Alternative checksums algorithm are allowed according to RFC8493, e.g. manifest-sha256.txt
- as long as each manifest file is complete - here we use SHA-512 by default as recommended by RFC8493.
Tag manifest
In BagIt it is optional to also checksum files outside data/
, so-called tag files, as in tagmanifest-sha512.txt.

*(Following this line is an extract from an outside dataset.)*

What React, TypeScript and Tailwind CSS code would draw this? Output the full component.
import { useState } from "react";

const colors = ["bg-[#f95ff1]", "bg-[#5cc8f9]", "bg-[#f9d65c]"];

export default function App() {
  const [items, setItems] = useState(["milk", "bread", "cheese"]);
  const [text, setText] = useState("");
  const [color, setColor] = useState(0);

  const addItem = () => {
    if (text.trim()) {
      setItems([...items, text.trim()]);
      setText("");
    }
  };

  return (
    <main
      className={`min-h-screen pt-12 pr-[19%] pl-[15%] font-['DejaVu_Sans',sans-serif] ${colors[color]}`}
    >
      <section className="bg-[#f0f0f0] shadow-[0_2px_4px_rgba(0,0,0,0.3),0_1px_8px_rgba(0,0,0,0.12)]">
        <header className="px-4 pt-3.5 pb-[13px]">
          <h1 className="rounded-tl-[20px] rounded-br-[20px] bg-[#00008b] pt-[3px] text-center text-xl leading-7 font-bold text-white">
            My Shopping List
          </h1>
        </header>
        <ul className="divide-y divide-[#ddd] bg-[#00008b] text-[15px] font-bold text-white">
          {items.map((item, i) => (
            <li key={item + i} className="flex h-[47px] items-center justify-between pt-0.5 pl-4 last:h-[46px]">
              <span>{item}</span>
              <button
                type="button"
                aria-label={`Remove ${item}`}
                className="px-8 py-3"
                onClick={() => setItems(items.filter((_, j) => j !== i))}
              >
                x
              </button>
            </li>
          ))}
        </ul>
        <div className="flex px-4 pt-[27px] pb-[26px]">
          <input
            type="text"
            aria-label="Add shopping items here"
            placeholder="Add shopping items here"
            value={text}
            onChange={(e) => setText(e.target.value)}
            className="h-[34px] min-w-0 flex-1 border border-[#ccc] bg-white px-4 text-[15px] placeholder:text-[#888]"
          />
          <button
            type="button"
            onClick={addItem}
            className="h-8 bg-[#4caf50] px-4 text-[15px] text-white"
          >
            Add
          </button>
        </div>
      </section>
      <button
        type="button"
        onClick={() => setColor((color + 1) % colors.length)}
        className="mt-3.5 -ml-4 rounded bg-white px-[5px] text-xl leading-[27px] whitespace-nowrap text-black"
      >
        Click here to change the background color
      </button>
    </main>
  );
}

Because we have included the RO-Crate under data/
the remaining files in the example repository are mainly about creating the BagIt BCO (like a README), as well as the BagIt files bagit.txt
, manifest-sha512.txt
etc:
b0556450…8802 bag-info.txt
1abe59bd…969a Makefile
b5598554…256d README.md
000b27e3…c52e manifest-sha512.txt
…
Unlike the payload manifest above, this file does not need to be complete, however we recommend it minimally includes bag-info.txt
and manifest-sha512.txt
so consumers can ensure these files are complete.
Creating the tag manifest without BagIt tools is best achieved by listing individual files:
$ sha512sum bagit.txt bag-info.txt manifest-sha512.txt > tagmanifest-sha512.txt
To avoid circularity the tag manifest MUST NOT checksum itself or other tagmanifest-*.txt
files.
BagIt metadata
bag-info.txt contains Bag-It metadata in a loose key-value based textual format to describe the bag, primarily for the purpose of transfer.

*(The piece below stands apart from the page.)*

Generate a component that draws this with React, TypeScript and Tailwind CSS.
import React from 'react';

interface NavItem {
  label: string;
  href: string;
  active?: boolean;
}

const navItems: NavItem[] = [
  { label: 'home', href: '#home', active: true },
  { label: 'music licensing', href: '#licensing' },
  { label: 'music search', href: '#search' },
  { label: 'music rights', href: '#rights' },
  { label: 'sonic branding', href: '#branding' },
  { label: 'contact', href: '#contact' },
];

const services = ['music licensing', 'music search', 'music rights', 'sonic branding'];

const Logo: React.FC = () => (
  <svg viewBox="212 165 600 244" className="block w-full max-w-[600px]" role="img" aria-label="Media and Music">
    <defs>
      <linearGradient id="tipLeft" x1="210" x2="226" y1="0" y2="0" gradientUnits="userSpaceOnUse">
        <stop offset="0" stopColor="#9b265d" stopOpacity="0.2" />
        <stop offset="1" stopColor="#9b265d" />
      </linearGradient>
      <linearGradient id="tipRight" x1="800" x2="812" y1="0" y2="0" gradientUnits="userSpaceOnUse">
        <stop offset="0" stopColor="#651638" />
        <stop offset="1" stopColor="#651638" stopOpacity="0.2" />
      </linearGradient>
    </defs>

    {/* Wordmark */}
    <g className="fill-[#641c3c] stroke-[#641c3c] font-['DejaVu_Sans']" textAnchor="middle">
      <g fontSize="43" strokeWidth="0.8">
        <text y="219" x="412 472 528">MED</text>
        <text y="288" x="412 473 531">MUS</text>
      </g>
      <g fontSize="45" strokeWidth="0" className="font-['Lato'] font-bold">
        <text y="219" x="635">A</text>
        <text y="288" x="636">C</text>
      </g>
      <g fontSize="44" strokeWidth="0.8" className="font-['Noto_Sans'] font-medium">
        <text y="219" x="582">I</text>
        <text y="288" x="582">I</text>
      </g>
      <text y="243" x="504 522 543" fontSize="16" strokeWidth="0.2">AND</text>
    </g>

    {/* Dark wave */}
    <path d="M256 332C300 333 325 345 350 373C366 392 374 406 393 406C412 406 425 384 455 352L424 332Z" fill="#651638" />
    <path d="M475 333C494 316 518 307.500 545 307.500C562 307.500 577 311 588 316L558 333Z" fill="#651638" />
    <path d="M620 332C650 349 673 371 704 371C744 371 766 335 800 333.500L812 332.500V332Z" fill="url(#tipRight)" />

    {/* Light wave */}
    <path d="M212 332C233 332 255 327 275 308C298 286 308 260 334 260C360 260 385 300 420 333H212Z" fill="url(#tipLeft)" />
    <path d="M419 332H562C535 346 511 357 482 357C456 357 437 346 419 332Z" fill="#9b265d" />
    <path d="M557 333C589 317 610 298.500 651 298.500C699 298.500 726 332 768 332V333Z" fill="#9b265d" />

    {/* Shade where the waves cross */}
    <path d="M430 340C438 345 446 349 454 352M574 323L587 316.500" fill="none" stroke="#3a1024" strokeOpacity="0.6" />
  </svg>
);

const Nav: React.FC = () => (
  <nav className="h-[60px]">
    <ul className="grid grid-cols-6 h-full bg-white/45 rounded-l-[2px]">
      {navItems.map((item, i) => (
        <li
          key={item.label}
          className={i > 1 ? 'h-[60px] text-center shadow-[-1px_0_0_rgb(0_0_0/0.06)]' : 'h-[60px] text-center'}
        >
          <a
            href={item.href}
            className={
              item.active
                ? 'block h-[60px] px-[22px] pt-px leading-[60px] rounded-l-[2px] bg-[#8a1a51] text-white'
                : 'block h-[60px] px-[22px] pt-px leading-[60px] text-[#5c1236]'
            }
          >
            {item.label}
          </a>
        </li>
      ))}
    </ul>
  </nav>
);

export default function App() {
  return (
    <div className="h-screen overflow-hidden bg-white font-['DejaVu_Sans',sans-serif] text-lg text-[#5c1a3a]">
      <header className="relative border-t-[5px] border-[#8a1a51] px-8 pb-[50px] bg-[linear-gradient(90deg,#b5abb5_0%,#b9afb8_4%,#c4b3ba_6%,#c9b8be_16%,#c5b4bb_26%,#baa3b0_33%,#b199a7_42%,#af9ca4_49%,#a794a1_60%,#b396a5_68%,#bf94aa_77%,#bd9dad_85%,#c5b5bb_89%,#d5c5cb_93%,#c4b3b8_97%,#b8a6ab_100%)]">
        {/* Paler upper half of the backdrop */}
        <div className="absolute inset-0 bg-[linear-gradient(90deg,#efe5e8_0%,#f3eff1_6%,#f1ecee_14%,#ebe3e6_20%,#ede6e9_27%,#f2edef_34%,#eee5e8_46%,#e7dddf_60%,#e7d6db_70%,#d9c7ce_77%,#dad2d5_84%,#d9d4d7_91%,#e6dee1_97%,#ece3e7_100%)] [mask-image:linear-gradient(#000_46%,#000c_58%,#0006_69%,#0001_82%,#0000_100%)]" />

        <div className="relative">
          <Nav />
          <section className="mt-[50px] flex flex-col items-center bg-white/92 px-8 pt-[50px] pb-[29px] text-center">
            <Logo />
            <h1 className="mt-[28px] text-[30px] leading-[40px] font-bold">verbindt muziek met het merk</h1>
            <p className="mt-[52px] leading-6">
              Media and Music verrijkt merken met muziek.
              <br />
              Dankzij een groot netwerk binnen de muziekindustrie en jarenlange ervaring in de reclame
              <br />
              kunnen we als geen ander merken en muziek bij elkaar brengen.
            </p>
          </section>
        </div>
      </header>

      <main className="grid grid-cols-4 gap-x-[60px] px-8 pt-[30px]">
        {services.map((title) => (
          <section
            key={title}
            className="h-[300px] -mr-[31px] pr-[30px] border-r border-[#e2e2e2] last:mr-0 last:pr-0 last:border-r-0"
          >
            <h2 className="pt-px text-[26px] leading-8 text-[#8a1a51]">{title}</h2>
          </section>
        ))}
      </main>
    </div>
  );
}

Our example is quite minimal:
ROCrate_Specification_Identifier: https://w3id.org/ro/crate/1.0/
External-Description: Workflow run of a ChIP-seq peak-calling, QC and differential analysis pipeline
Bagging-Date: 2020-09-10T19:27:45Z
Bag-Size: 396MB
ROCrate_Specification_Identifier
is an additional key used by RO-Crate Describo to indicate the presence and version of data/ro-crate-metadata.json. This string SHOULD match the conformsTo
URI.
Payload-Oxum
, if present, is a compound field, listing the total size of data/
files in bytes, and the number of payload files (excluding directories). Bag-Size
is the human-readable version of the total size. These numbers could be obtained with:
$ du --apparent-size -b -s data
414893243 data
$ du --apparent-size --human-readable -s data
396M data
$ find data -type f | wc -l
372
Note the use of --apparent-size
as in this case actual disk-usage is 129M due to ZFS compression, while the sum of each's file's size is 396 MB. It is NOT RECOMMENDED to include Payload-Oxum
if data
contains hard or soft linked outputs, as is the case of this example's Nextflow workflow.
The Bagging-Date
should reflect the time the bag was created in ISO8601 format, for instance as output date --utc --iso-8601=seconds
This example from [RFC 8493] lists other keys that MAY be used:
Source-Organization: FOO University
Organization-Address: 1 Main St., Cupertino, California, 11111
Contact-Name: Jane Doe
Contact-Phone: +1 111-111-1111
Contact-Email: example@example.com
External-Description: Uncompressed greyscale TIFF images from the
FOO papers colle...
Bagging-Date: 2008-01-15
External-Identifier: university_foo_001
Payload-Oxum: 279164409832.1198
Bag-Group-Identifier: university_foo
Bag-Count: 1 of 15
Internal-Sender-Identifier: /storage/images/foo
Internal-Sender-Description: Uncompressed greyscale TIFFs created
from microfilm and are...
However, as metadata would primarily be covered by the bco and RO-Crate we recommend keeping bag-info.txt
minimal reflecting transfer-level metadata.